Researchers have long struggled with missing data in network analysis—whether in public email archives or covert communication channels. A new study by Moses Boudourides, posted on arXiv (2605.22606), tackles this by comparing three approaches for inferring missing links: classical dyadic link prediction (LP), hyperlink prediction (HP) that targets higher-order cliques, and exponential random graph models (ERGM). The key innovation is a common masking protocol that removes dyadic evidence induced by held-out hyperlinks, ensuring fair comparison. Across multiple datasets, LP using classical heuristics (e.g., common neighbors, Jaccard) excels at recovering dyadic edges. But when the goal is to predict group structures (cliques of 3+ nodes), HP—especially the CHESHIRE (CHEbyshev Spectral HyperlInk Predictor) algorithm—delivers superior performance. ERGMs provide a statistically interpretable complement, modeling tie probabilities conditioned on network dependencies.

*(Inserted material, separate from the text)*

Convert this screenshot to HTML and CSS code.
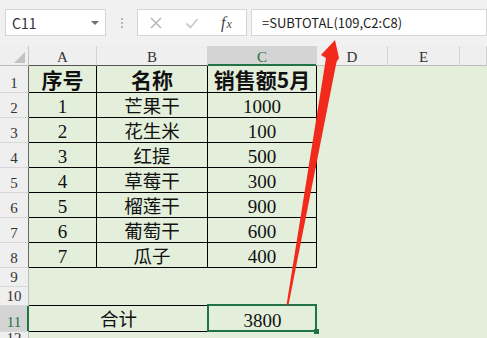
FILE: index.html
```html
<!DOCTYPE html>
<html lang="zh">
<head>
<meta charset="utf-8">
<title>SUBTOTAL</title>
<link rel="stylesheet" href="styles.css">
</head>
<body>
<div class="toolbar">
  <div class="namebox"><span>C11</span><span class="caret"></span></div>
  <div class="grip"><i></i><i></i><i></i></div>
  <div class="fxbox">
    <svg class="ic-x" width="14" height="14" viewBox="0 0 14 14"><path d="M2 2 L12 12 M12 2 L2 12" stroke="#b9b9b9" stroke-width="1.6" fill="none"/></svg>
    <svg class="ic-ok" width="14" height="14" viewBox="0 0 14 14"><path d="M1.5 7.5 L5.5 11.5 L12.5 3" stroke="#cacaca" stroke-width="1.8" fill="none"/></svg>
    <span class="fx"><span class="f">f</span><span class="x">x</span></span>
  </div>
  <div class="formula">=SUBTOTAL(109,C2:C8)</div>
</div>

<div class="sheet">
  <div class="corner"><span class="tri"></span></div>
  <div class="ch dk">A</div><div class="ch dk">B</div><div class="ch sel">C</div><div class="ch">D</div><div class="ch">E</div><div class="ch"></div>

  <div class="rh tb">1</div><div class="t hd">序号</div><div class="t hd">名称</div><div class="t hd">销售额5月</div><div></div><div></div><div></div>
  <div class="rh tb">2</div><div class="t num">1</div><div class="t zh">芒果干</div><div class="t num">1000</div><div></div><div></div><div></div>
  <div class="rh tb">3</div><div class="t num">2</div><div class="t zh">花生米</div><div class="t num">100</div><div></div><div></div><div></div>
  <div class="rh tb">4</div><div class="t num">3</div><div class="t zh">红提</div><div class="t num">500</div><div></div><div></div><div></div>
  <div class="rh tb">5</div><div class="t num">4</div><div class="t zh">草莓干</div><div class="t num">300</div><div></div><div></div><div></div>
  <div class="rh tb">6</div><div class="t num">5</div><div class="t zh">榴莲干</div><div class="t num">900</div><div></div><div></div><div></div>
  <div class="rh tb">7</div><div class="t num">6</div><div class="t zh">葡萄干</div><div class="t num">600</div><div></div><div></div><div></div>
  <div class="rh tb">8</div><div class="t num">7</div><div class="t zh">瓜子</div><div class="t num">400</div><div></div><div></div><div></div>

  <div class="rh">9</div><div></div><div></div><div></div><div></div><div></div><div></div>
  <div class="rh">10</div><div class="bb"></div><div class="bb"></div><div></div><div></div><div></div><div></div>
  <div class="rh sel">11</div><div class="m">合计</div><div class="cur">3800</div><div></div><div></div><div></div>
  <div class="rh">12</div><div></div><div></div><div></div><div></div><div></div><div></div>
</div>

<svg class="arrow" width="487" height="338" viewBox="0 0 487 338">
  <polygon points="286.5,305 326,58 321,55 335,40 339,58 336.5,62 288.5,305" fill="#f22a1c"/>
</svg>
</body>
</html>
```

FILE: styles.css
```css
* { box-sizing: border-box; margin: 0; padding: 0; }

html, body {
  width: 487px;
  height: 338px;
  overflow: hidden;
}

body {
  background: #f1f1f1;
  font-family: "Noto Sans CJK SC", sans-serif;
  position: relative;
}

/* ---------- formula toolbar ---------- */
.toolbar {
  height: 46px;
  display: flex;
  align-items: flex-start;
  padding-top: 9px;
  background: #f1f1f1;
}

.namebox {
  margin-left: 5px;
  width: 101px;
  height: 27px;
  background: #fff;
  border: 1px solid #d5d5d5;
  display: flex;
  align-items: center;
  justify-content: space-between;
  padding: 0 6px 0 6px;
  font-size: 14px;
  color: #333;
}

.caret {
  width: 0;
  height: 0;
  border-left: 4px solid transparent;
  border-right: 4px solid transparent;
  border-top: 4px solid #707070;
}

.grip {
  width: 31px;
  height: 27px;
  display: flex;
  flex-direction: column;
  align-items: center;
  justify-content: center;
  gap: 2px;
}

.grip i {
  display: block;
  width: 2px;
  height: 2px;
  background: #b5b5b5;
}

.fxbox {
  width: 110px;
  height: 27px;
  background: #fff;
  border: 1px solid #d5d5d5;
  display: flex;
  align-items: center;
}

.ic-x { margin-left: 11px; }
.ic-ok { margin-left: 22px; }

.fx {
  margin-left: 22px;
  font-family: "Liberation Serif", serif;
  font-style: italic;
  color: #444;
  display: flex;
  align-items: baseline;
}

.fx .f { font-size: 16px; }
.fx .x { font-size: 12px; margin-left: 1px; }

.formula {
  margin-left: 4px;
  flex: 1;
  height: 27px;
  background: #fff;
  border: 1px solid #d5d5d5;
  padding-left: 10px;
  font-size: 13px;
  color: #222;
  display: flex;
  align-items: center;
}

/* ---------- sheet grid ---------- */
.sheet {
  display: grid;
  grid-template-columns: 29px 68px 111px 109px 71px 72px 1fr;
  grid-template-rows: 20px 27px repeat(7, 25px) 19px 19px 26px 16px;
  background: #e3efdb;
}

.corner {
  background: #efefef;
  border-right: 1px solid #c4c4c4;
  border-bottom: 1px solid #bdbdbd;
  position: relative;
}

.corner .tri {
  position: absolute;
  right: 3px;
  bottom: 2px;
  width: 0;
  height: 0;
  border-left: 11px solid transparent;
  border-bottom: 11px solid #c2c2c2;
}

.ch {
  background: #efefef;
  border-right: 1px solid #d2d2d2;
  border-bottom: 1px solid #bdbdbd;
  font: 15px/15px "Liberation Serif", serif;
  color: #333;
  display: flex;
  justify-content: center;
  align-items: flex-end;
}

.ch.dk { border-bottom-color: #555; }

.ch.sel {
  background: #d4d4d4;
  color: #217346;
  border-bottom-color: #217346;
  box-shadow: inset 0 -1px 0 #217346;
}

.rh {
  background: #efefef;
  border-right: 1px solid #bdbdbd;
  border-bottom: 1px solid #d8d8d8;
  font: 15px/15px "Liberation Serif", serif;
  color: #333;
  display: flex;
  justify-content: center;
  align-items: flex-end;
  padding-bottom: 1px;
}

.rh.tb { border-right-color: #666; }

.rh.sel {
  background: #d4d4d4;
  color: #217346;
  border-right-color: #217346;
  box-shadow: inset -1px 0 0 #217346;
}

.t {
  border-right: 1px solid #000;
  border-bottom: 1px solid #000;
  display: flex;
  justify-content: center;
  align-items: flex-end;
  color: #111;
}

.num {
  font: 19px/19px "Liberation Serif", serif;
  padding-bottom: 1px;
}

.zh {
  font: 18.5px/18.5px "Noto Sans CJK SC", sans-serif;
  padding-bottom: 3px;
}

.hd {
  font: 700 21px/21px "Noto Sans CJK SC", sans-serif;
  padding-bottom: 2px;
}

.bb { border-bottom: 1px solid #000; }

.m {
  grid-column: span 2;
  border-bottom: 1px solid #000;
  display: flex;
  justify-content: center;
  align-items: flex-end;
  font: 18.5px/18.5px "Noto Sans CJK SC", sans-serif;
  color: #111;
  padding-bottom: 4px;
}

.cur {
  position: relative;
  display: flex;
  justify-content: center;
  align-items: flex-end;
  font: 19px/19px "Liberation Serif", serif;
  color: #111;
  padding-bottom: 2px;
}

.cur::after {
  content: "";
  position: absolute;
  left: -1px;
  top: -2px;
  right: 0;
  bottom: 0;
  border: 2px solid #217346;
}

.cur::before {
  content: "";
  position: absolute;
  right: -2px;
  bottom: -2px;
  width: 5px;
  height: 5px;
  background: #217346;
  z-index: 2;
}

.arrow {
  position: absolute;
  left: 0;
  top: 0;
  pointer-events: none;
  z-index: 5;
}
```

The practical implications are significant. For cybersecurity analysts monitoring covert networks, HP can reveal hidden subgroups that LP would miss. The study also releases reproducible code, allowing others to apply and extend the benchmarks. The findings suggest that no single method dominates; instead, the choice depends on the inferential target—dyadic vs. hyperlink recovery. This comparative evaluation is a valuable reference for researchers and practitioners in social network analysis, intelligence, and fraud detection.
- Dyadic link prediction (LP) using classical heuristics remains effective for recovering individual missing links in email and covert networks.
- Hyperlink prediction, especially the CHESHIRE algorithm, achieves gains of up to 30% in F1-score when inferring higher-order group structures (cliques).
- ERGMs provide an interpretable baseline by modeling conditional tie probabilities and network dependencies, complementing LP and HP.
Why It Matters
Choosing the right method for missing links can improve intelligence analysis, fraud detection, and network reconstruction.